TASK DETAILS:
Show all lines that include the string "this"; copy each one.

*** DATASET CONTENT ***

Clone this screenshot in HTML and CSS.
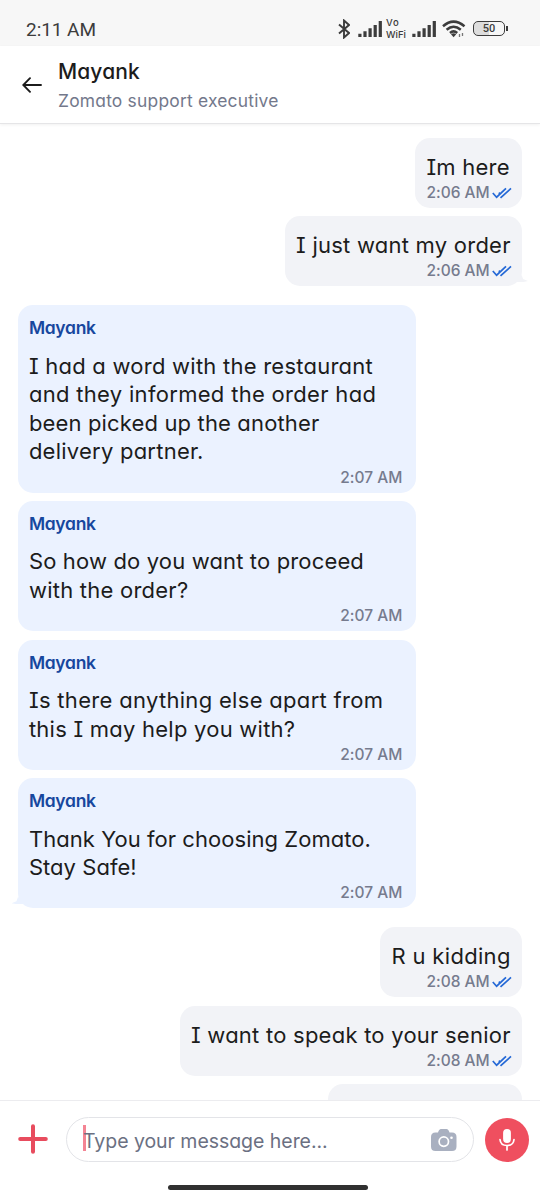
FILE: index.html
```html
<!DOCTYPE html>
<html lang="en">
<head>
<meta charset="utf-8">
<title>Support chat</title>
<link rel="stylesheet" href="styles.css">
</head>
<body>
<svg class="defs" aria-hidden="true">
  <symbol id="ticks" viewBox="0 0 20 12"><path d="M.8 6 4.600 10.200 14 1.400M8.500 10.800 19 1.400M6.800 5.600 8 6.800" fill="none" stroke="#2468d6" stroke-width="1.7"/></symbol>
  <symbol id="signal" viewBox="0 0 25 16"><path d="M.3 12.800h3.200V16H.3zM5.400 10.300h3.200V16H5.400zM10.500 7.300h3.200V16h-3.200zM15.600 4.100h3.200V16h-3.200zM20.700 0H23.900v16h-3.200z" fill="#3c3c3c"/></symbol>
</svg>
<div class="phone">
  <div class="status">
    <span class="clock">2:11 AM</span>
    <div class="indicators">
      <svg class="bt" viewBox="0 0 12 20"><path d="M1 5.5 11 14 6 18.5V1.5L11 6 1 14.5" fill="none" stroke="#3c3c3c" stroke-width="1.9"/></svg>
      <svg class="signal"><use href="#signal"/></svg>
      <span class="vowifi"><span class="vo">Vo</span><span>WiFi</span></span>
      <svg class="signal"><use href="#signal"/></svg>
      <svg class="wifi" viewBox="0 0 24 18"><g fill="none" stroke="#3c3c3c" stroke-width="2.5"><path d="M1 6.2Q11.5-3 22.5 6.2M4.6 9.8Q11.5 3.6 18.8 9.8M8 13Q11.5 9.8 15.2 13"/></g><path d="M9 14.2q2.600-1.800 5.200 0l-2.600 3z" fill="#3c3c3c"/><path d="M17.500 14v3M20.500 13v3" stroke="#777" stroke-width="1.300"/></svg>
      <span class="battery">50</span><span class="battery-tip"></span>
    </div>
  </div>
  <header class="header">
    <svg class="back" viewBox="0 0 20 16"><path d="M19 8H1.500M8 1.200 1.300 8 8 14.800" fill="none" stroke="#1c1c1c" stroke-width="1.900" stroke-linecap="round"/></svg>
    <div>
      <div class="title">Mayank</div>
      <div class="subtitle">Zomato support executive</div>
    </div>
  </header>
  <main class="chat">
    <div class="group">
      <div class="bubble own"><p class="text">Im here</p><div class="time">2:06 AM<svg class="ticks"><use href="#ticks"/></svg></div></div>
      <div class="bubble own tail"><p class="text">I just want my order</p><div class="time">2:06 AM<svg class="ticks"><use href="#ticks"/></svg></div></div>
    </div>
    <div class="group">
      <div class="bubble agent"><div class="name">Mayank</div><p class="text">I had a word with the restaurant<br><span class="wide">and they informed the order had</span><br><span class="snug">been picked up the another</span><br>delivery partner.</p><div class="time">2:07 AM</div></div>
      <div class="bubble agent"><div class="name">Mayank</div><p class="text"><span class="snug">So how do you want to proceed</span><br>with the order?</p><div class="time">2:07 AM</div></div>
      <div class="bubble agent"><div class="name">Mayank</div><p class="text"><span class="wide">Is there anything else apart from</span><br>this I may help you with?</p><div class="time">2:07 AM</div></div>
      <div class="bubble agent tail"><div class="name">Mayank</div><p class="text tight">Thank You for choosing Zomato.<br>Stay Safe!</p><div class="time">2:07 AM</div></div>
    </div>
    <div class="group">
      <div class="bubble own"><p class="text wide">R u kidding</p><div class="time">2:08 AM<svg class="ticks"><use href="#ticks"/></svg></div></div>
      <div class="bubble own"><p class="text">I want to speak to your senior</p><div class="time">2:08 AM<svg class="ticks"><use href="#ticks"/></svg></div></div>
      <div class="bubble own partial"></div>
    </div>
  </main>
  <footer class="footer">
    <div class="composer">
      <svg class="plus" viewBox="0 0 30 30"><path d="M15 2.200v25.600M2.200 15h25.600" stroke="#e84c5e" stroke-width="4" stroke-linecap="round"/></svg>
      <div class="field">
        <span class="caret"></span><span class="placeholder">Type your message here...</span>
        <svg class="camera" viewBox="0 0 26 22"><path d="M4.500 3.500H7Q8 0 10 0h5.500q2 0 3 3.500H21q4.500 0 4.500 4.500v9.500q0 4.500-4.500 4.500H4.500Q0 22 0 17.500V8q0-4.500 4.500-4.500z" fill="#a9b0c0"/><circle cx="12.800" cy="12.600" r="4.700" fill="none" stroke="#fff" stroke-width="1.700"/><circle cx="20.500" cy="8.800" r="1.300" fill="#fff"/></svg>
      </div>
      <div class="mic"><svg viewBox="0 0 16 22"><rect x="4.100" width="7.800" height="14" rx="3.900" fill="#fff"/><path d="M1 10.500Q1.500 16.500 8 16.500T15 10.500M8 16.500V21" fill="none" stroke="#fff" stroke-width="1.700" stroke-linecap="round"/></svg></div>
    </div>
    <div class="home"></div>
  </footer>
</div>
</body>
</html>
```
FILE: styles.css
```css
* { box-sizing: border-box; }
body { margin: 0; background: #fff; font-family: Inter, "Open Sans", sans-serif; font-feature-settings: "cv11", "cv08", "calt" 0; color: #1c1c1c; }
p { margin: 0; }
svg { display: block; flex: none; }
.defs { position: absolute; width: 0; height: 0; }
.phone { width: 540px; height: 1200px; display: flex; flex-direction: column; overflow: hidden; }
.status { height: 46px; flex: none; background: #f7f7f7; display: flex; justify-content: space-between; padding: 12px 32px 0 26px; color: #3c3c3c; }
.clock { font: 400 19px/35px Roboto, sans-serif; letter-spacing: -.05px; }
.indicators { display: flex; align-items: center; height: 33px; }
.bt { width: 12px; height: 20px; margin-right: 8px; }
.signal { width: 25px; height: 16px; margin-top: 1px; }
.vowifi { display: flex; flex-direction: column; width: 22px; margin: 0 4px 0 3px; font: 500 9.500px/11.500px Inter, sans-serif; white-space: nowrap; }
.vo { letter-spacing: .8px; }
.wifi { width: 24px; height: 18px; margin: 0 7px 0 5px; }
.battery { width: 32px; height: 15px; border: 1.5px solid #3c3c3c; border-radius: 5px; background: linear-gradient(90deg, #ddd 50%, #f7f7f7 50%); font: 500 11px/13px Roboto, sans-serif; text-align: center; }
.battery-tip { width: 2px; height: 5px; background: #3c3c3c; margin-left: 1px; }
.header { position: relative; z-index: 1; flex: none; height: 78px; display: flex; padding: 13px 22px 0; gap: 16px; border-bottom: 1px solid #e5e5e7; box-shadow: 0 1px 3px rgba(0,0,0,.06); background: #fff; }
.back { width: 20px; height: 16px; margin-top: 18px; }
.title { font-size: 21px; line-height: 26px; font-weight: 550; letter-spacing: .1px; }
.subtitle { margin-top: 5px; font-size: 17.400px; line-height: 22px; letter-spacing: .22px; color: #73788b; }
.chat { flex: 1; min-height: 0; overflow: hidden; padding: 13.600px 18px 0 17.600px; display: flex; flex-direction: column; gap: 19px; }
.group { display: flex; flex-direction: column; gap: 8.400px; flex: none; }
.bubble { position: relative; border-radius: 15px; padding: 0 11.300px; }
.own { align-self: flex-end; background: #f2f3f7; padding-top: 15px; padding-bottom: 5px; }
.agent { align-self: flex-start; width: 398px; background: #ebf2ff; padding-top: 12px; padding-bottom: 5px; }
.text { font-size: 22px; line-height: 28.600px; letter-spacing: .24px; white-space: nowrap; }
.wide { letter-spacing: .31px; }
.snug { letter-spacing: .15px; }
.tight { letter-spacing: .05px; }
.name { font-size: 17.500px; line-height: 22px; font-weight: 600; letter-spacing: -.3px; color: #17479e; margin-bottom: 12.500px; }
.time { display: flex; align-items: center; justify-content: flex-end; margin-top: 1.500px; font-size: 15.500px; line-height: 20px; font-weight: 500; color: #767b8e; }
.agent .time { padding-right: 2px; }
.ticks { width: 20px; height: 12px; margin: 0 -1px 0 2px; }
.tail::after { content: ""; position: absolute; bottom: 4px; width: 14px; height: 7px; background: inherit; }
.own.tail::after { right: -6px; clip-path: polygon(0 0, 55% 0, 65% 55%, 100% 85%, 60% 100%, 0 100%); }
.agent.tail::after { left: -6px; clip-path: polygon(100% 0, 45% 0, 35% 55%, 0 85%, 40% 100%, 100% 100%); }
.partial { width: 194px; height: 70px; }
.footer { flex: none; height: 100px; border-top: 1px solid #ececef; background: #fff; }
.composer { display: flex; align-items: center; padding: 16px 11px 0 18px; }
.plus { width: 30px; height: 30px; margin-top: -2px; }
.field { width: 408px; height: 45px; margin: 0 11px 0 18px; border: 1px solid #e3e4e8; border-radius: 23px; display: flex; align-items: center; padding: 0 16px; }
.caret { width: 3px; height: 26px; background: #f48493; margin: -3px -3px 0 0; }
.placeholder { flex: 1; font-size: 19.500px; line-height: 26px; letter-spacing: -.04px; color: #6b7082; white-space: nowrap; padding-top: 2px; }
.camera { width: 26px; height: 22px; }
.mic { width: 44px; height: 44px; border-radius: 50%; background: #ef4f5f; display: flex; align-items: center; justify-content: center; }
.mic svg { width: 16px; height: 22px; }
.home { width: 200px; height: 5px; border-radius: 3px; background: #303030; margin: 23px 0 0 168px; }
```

***

TASK RESULT:
Clone this screenshot in HTML and CSS.
      <div class="bubble agent"><div class="name">Mayank</div><p class="text"><span class="wide">Is there anything else apart from</span><br>this I may help you with?</p><div class="time">2:07 AM</div></div>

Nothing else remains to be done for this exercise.